---------- Data extract

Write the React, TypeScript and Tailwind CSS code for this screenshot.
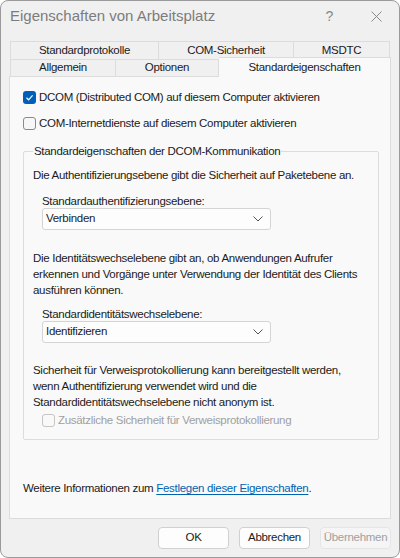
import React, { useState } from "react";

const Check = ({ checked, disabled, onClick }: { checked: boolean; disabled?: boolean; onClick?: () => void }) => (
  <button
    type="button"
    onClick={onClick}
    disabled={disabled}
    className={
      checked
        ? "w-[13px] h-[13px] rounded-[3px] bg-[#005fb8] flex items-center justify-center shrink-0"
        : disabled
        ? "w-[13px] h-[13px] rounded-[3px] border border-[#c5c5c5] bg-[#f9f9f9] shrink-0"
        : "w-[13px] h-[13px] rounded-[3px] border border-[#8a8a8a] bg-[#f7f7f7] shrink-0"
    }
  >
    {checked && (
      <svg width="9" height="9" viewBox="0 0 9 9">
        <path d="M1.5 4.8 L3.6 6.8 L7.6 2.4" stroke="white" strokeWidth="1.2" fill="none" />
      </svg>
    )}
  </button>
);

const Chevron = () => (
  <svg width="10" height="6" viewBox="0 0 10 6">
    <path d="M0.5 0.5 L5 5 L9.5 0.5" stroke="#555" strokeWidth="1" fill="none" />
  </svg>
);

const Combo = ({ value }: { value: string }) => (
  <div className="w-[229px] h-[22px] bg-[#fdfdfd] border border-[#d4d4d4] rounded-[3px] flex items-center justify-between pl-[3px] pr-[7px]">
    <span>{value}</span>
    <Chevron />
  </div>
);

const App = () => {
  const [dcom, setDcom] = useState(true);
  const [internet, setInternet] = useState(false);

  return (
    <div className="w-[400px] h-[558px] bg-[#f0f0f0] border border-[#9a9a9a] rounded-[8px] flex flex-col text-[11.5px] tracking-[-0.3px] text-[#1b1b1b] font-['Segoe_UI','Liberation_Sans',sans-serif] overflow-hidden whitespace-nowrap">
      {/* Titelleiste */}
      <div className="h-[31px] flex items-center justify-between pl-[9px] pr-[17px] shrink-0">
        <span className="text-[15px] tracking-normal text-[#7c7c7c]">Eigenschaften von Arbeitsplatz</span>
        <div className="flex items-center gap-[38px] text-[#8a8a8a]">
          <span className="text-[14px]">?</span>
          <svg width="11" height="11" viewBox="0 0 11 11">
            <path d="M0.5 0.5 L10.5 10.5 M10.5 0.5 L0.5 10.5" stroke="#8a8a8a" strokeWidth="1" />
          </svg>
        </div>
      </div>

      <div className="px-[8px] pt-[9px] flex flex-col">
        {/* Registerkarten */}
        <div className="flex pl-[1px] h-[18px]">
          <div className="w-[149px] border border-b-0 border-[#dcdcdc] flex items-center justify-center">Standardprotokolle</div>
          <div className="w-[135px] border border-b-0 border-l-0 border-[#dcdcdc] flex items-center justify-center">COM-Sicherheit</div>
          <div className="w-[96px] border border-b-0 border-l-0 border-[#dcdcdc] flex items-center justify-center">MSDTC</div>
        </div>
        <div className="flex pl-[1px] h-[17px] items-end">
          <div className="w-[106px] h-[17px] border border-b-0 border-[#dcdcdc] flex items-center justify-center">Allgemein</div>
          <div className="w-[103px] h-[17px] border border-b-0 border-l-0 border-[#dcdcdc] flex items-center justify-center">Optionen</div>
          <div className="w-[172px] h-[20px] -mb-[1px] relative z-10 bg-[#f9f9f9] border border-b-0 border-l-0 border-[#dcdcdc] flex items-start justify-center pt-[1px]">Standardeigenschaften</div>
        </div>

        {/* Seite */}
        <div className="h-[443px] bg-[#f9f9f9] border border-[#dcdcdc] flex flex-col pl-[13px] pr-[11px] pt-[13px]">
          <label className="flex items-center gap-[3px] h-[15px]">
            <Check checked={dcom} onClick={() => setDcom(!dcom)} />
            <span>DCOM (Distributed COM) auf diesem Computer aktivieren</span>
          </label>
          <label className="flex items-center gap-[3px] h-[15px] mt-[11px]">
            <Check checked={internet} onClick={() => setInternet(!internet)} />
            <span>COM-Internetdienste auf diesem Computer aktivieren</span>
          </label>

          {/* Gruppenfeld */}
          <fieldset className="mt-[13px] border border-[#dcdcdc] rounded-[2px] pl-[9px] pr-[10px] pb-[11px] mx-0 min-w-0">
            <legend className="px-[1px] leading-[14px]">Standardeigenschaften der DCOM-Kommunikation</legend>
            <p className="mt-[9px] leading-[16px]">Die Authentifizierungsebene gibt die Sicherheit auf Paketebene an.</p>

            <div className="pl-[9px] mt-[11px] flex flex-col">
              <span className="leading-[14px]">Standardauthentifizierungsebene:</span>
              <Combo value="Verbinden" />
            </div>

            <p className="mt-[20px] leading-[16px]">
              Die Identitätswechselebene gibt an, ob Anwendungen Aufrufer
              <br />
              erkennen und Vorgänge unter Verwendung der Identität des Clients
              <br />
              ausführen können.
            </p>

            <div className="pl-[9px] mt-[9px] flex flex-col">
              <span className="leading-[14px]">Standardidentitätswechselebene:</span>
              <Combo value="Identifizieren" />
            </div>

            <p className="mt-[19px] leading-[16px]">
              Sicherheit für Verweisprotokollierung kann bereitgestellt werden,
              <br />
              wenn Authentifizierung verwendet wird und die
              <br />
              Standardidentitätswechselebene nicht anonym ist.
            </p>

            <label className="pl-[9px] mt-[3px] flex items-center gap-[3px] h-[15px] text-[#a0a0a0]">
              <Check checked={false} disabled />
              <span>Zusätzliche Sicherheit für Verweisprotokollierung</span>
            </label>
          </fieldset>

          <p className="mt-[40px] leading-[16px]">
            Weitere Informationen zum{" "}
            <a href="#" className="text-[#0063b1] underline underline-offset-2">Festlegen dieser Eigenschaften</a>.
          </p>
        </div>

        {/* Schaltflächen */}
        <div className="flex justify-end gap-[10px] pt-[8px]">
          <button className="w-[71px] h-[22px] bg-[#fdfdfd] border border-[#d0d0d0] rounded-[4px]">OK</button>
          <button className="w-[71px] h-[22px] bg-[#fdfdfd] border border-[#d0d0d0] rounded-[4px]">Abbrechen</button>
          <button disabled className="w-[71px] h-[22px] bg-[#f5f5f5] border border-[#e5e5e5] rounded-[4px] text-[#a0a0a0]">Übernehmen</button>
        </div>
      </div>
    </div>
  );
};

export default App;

--------------------

▶ **The task**
Transcribe the listing in full and omit the pictures.

▶ **Answer to this task**
Write the React, TypeScript and Tailwind CSS code for this screenshot.
import React, { useState } from "react";

const Check = ({ checked, disabled, onClick }: { checked: boolean; disabled?: boolean; onClick?: () => void }) => (
  <button
    type="button"
    onClick={onClick}
    disabled={disabled}
    className={
      checked
        ? "w-[13px] h-[13px] rounded-[3px] bg-[#005fb8] flex items-center justify-center shrink-0"
        : disabled
        ? "w-[13px] h-[13px] rounded-[3px] border border-[#c5c5c5] bg-[#f9f9f9] shrink-0"
        : "w-[13px] h-[13px] rounded-[3px] border border-[#8a8a8a] bg-[#f7f7f7] shrink-0"
    }
  >
    {checked && (
      <svg width="9" height="9" viewBox="0 0 9 9">
        <path d="M1.5 4.8 L3.6 6.8 L7.6 2.4" stroke="white" strokeWidth="1.2" fill="none" />
      </svg>
    )}
  </button>
);

const Chevron = () => (
  <svg width="10" height="6" viewBox="0 0 10 6">
    <path d="M0.5 0.5 L5 5 L9.5 0.5" stroke="#555" strokeWidth="1" fill="none" />
  </svg>
);

const Combo = ({ value }: { value: string }) => (
  <div className="w-[229px] h-[22px] bg-[#fdfdfd] border border-[#d4d4d4] rounded-[3px] flex items-center justify-between pl-[3px] pr-[7px]">
    <span>{value}</span>
    <Chevron />
  </div>
);

const App = () => {
  const [dcom, setDcom] = useState(true);
  const [internet, setInternet] = useState(false);

  return (
    <div className="w-[400px] h-[558px] bg-[#f0f0f0] border border-[#9a9a9a] rounded-[8px] flex flex-col text-[11.5px] tracking-[-0.3px] text-[#1b1b1b] font-['Segoe_UI','Liberation_Sans',sans-serif] overflow-hidden whitespace-nowrap">
      {/* Titelleiste */}
      <div className="h-[31px] flex items-center justify-between pl-[9px] pr-[17px] shrink-0">
        <span className="text-[15px] tracking-normal text-[#7c7c7c]">Eigenschaften von Arbeitsplatz</span>
        <div className="flex items-center gap-[38px] text-[#8a8a8a]">
          <span className="text-[14px]">?</span>
          <svg width="11" height="11" viewBox="0 0 11 11">
            <path d="M0.5 0.5 L10.5 10.5 M10.5 0.5 L0.5 10.5" stroke="#8a8a8a" strokeWidth="1" />
          </svg>
        </div>
      </div>

      <div className="px-[8px] pt-[9px] flex flex-col">
        {/* Registerkarten */}
        <div className="flex pl-[1px] h-[18px]">
          <div className="w-[149px] border border-b-0 border-[#dcdcdc] flex items-center justify-center">Standardprotokolle</div>
          <div className="w-[135px] border border-b-0 border-l-0 border-[#dcdcdc] flex items-center justify-center">COM-Sicherheit</div>
          <div className="w-[96px] border border-b-0 border-l-0 border-[#dcdcdc] flex items-center justify-center">MSDTC</div>
        </div>
        <div className="flex pl-[1px] h-[17px] items-end">
          <div className="w-[106px] h-[17px] border border-b-0 border-[#dcdcdc] flex items-center justify-center">Allgemein</div>
          <div className="w-[103px] h-[17px] border border-b-0 border-l-0 border-[#dcdcdc] flex items-center justify-center">Optionen</div>
          <div className="w-[172px] h-[20px] -mb-[1px] relative z-10 bg-[#f9f9f9] border border-b-0 border-l-0 border-[#dcdcdc] flex items-start justify-center pt-[1px]">Standardeigenschaften</div>
        </div>

        {/* Seite */}
        <div className="h-[443px] bg-[#f9f9f9] border border-[#dcdcdc] flex flex-col pl-[13px] pr-[11px] pt-[13px]">
          <label className="flex items-center gap-[3px] h-[15px]">
            <Check checked={dcom} onClick={() => setDcom(!dcom)} />
            <span>DCOM (Distributed COM) auf diesem Computer aktivieren</span>
          </label>
          <label className="flex items-center gap-[3px] h-[15px] mt-[11px]">
            <Check checked={internet} onClick={() => setInternet(!internet)} />
            <span>COM-Internetdienste auf diesem Computer aktivieren</span>
          </label>

          {/* Gruppenfeld */}
          <fieldset className="mt-[13px] border border-[#dcdcdc] rounded-[2px] pl-[9px] pr-[10px] pb-[11px] mx-0 min-w-0">
            <legend className="px-[1px] leading-[14px]">Standardeigenschaften der DCOM-Kommunikation</legend>
            <p className="mt-[9px] leading-[16px]">Die Authentifizierungsebene gibt die Sicherheit auf Paketebene an.</p>

            <div className="pl-[9px] mt-[11px] flex flex-col">
              <span className="leading-[14px]">Standardauthentifizierungsebene:</span>
              <Combo value="Verbinden" />
            </div>

            <p className="mt-[20px] leading-[16px]">
              Die Identitätswechselebene gibt an, ob Anwendungen Aufrufer
              <br />
              erkennen und Vorgänge unter Verwendung der Identität des Clients
              <br />
              ausführen können.
            </p>

            <div className="pl-[9px] mt-[9px] flex flex-col">
              <span className="leading-[14px]">Standardidentitätswechselebene:</span>
              <Combo value="Identifizieren" />
            </div>

            <p className="mt-[19px] leading-[16px]">
              Sicherheit für Verweisprotokollierung kann bereitgestellt werden,
              <br />
              wenn Authentifizierung verwendet wird und die
              <br />
              Standardidentitätswechselebene nicht anonym ist.
            </p>

            <label className="pl-[9px] mt-[3px] flex items-center gap-[3px] h-[15px] text-[#a0a0a0]">
              <Check checked={false} disabled />
              <span>Zusätzliche Sicherheit für Verweisprotokollierung</span>
            </label>
          </fieldset>

          <p className="mt-[40px] leading-[16px]">
            Weitere Informationen zum{" "}
            <a href="#" className="text-[#0063b1] underline underline-offset-2">Festlegen dieser Eigenschaften</a>.
          </p>
        </div>

        {/* Schaltflächen */}
        <div className="flex justify-end gap-[10px] pt-[8px]">
          <button className="w-[71px] h-[22px] bg-[#fdfdfd] border border-[#d0d0d0] rounded-[4px]">OK</button>
          <button className="w-[71px] h-[22px] bg-[#fdfdfd] border border-[#d0d0d0] rounded-[4px]">Abbrechen</button>
          <button disabled className="w-[71px] h-[22px] bg-[#f5f5f5] border border-[#e5e5e5] rounded-[4px] text-[#a0a0a0]">Übernehmen</button>
        </div>
      </div>
    </div>
  );
};

export default App;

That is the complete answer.